In data 26 marzo 2019 il Consiglio Regionale del Friuli-Venezia Giulia ha accolto una mozione che sospende “ogni contributo finanziario, patrocinio o concessione a beneficio di soggetti pubblici e privati che, direttamente o indirettamente, concorrano con qualunque mezzo a negare o ridurre il dramma delle Foibe e dell’Esodo”.

La decisione sconcerta poiché colpisce anche coloro che discutono il significato storico delle Foibe, i quali, a giudizio insindacabile del Consiglio stesso, ne “sminuirebbero la portata e ne negherebbero la valenza politica”. La decisione sembra quindi presupporre che esista un’unica interpretazione storica legittima e come tale meritevole di essere finanziata, sulla base di una lettura implicitamente fissata dal Consiglio Regionale.

La mozione sembra configurarsi come il risultato diretto di un clima di corrosiva polemica che da tempo circonda tutti quegli storici dei due paesi che hanno prodotto ricerche maturate in molti anni di lavoro, occupandosi del tema con rigore scientifico e rispetto delle fonti.

La Sissco esprime, come ha già fatto in passato con la proposta di legge Fiano e con l’istituzione di giornate memoriali ‘neoborboniche’, la propria ferma condanna di ogni intervento legislativo che tenda a limitare o orientare la libertà di espressione e di interpretazione storiografica e, più in generale, si oppone all’uso strumentale dei fatti del passato e dei finanziamenti pubblici alla ricerca e alla disseminazione storica.

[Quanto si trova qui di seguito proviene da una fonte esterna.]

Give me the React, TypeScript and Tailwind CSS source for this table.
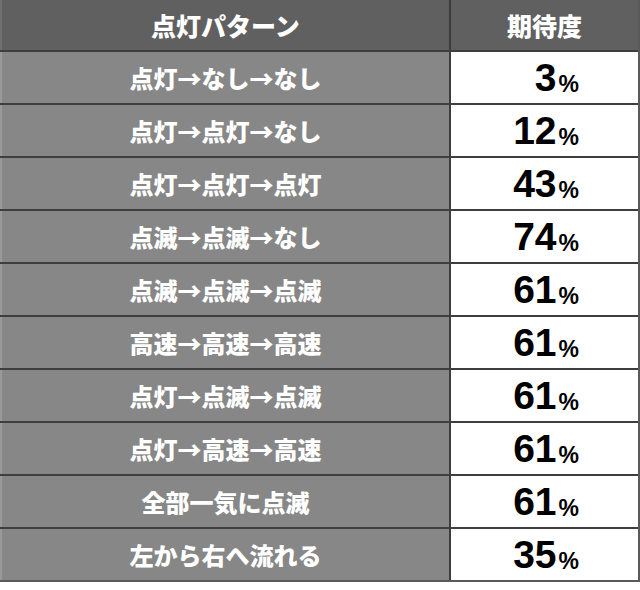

Il principio vale particolarmente in questo caso, in cui si danneggiano centri di studi che hanno dato contributi significativi e tutt’altro che ideologici o unilaterali alla conoscenza della storia.

La Società auspica che le inevitabili contese sul significato dei fatti, anche drammatici, del nostro passato siano risolte non da interventi censori, ma da un libero e aperto dibattito che dia alle fonti documentarie e ai loro studiosi il peso che loro spetta: a tal proposito, pertanto, si rende disponibile a un confronto con le autorità competenti, certa che la valutazione della ricerca passi necessariamente per il riconoscimento di criteri scientifici universalmente condivisi.